Researchers have discovered and analyzed the world’s oldest geometric patterns on 60,000-year-old ostrich egg fragments, revealing the complex cognition that eventually enabled Homo sapiens to invent writing.

A recent study published in PLOS One found that our human ancestors—at their point of departure from Africa—created a “geometric grammar” on ancient water containers made from these shells.

On the surface, the forms resemble a series of boxes, hatched bands, grids, and diamonds. Upon deeper analysis, the study showed that these markings reflected “a genuine cognitive organization of forms, based on parallelism, orthogonality, and the repetition of lines and regular patterns.”

Silvia Ferrara, the study’s coordinator, described these patterns as “a surprisingly structured, geometric way of thinking.” This suggests that our earliest ancestors engaged in abstract thought by applying geometry to create a symbolic system—a math-rooted precursor to writing.

While these markings might appear inconsequential to the untrained eye, the study unveiled the impressive thought processes behind these “visuo-spatial forms.”

Images, details, and modeling the markings on the ostrich shells.
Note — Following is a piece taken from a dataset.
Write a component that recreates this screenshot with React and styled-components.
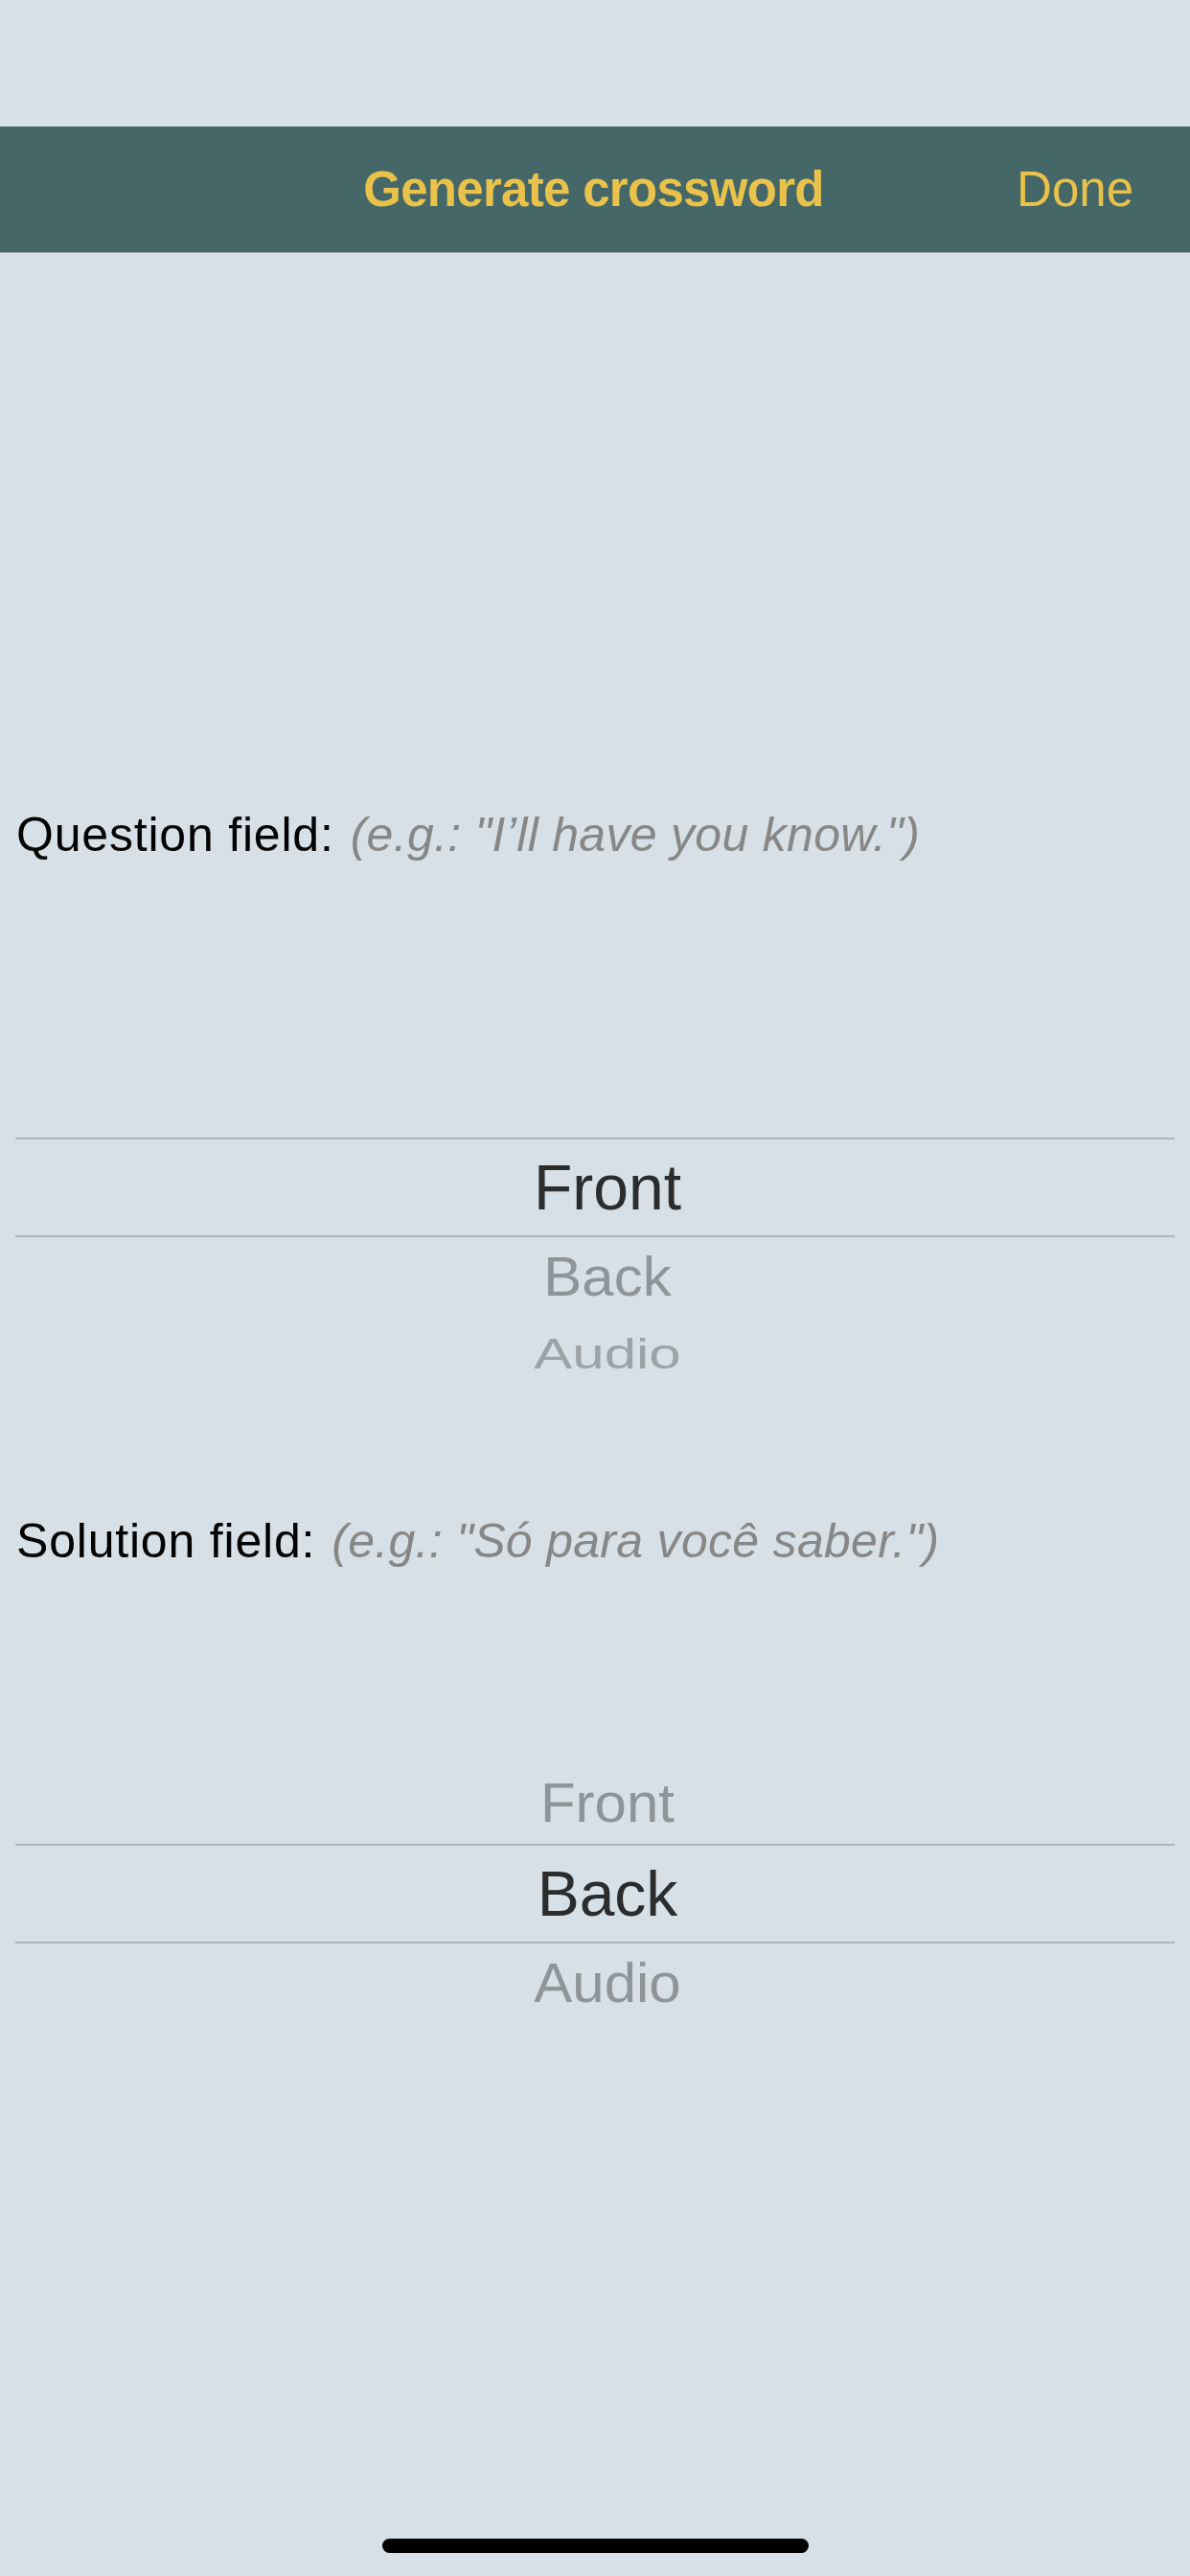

Decembrini et al. 

A visual grammar in embryo

In an intriguing new study funded by the University of Bologna, researchers gathered 112 marked fragments of water containers from two archaeological sites in South Africa. They showcased how even the simplest forms reveal extremely complex mental operations by reconstructing the lines, angles, and trajectories in detail.

Through geometric and statistical analysis, the team concluded that 80% of the configurations displayed coherent spatial regularities. The use of parallel lines, angles close to 90 degrees, hatched bands, grids, and diamonds showcases cognitive operations of rotation, translation, repetition, and “embedding,” or the ability to build hierarchical levels of signs within the same surface.

These engravings demonstrate a “mastery of geometric relationships,” according to Ferrara. Not only did they repeat signs, but rather they could conduct “real visuo-spatial planning, as if the authors already had an overall image of the figure in mind before engraving it.”

These humans were not randomly sketching; rather, they repeated the same mental operations across different shells. The study even highlights the intricate mental processes involved in the simple act of lifting an arm to draw—an action that requires conscious intention, subconscious planning, and motor execution.

In several cases, as per Archaeology News, the mind behind these symbols laid out a basic framework before “riffing” on the idea, visualizing the final product before producing it.

The cognitive processes behind adaptation

Far from being rudimentary, the study investigated the neural mechanics behind these visual representations, suggesting the presence of abstract thought—a crucial step in the evolution of human thinking.

Notably, by the time Homo sapiens left Africa, they already possessed a remarkable ability to organize visual space and transform simple forms into complex systems.

“Transforming simple forms into complex systems by following defined rules is a deeply human trait that has characterized our history over millennia, from the creation of decorations to the development of symbolic systems and, ultimately, writing,” study author Valentina Decembrini stated in a press release.

This specific ability to construct and manipulate symbols reflects the cognitive plasticity that enabled Homo sapiens to adapt and thrive, as per IFLScience.

The study was published in PLOS One under the title “Earliest Geometries: A Cognitive Investigation of Howiesons Poort Engraved Ostrich Eggshells”.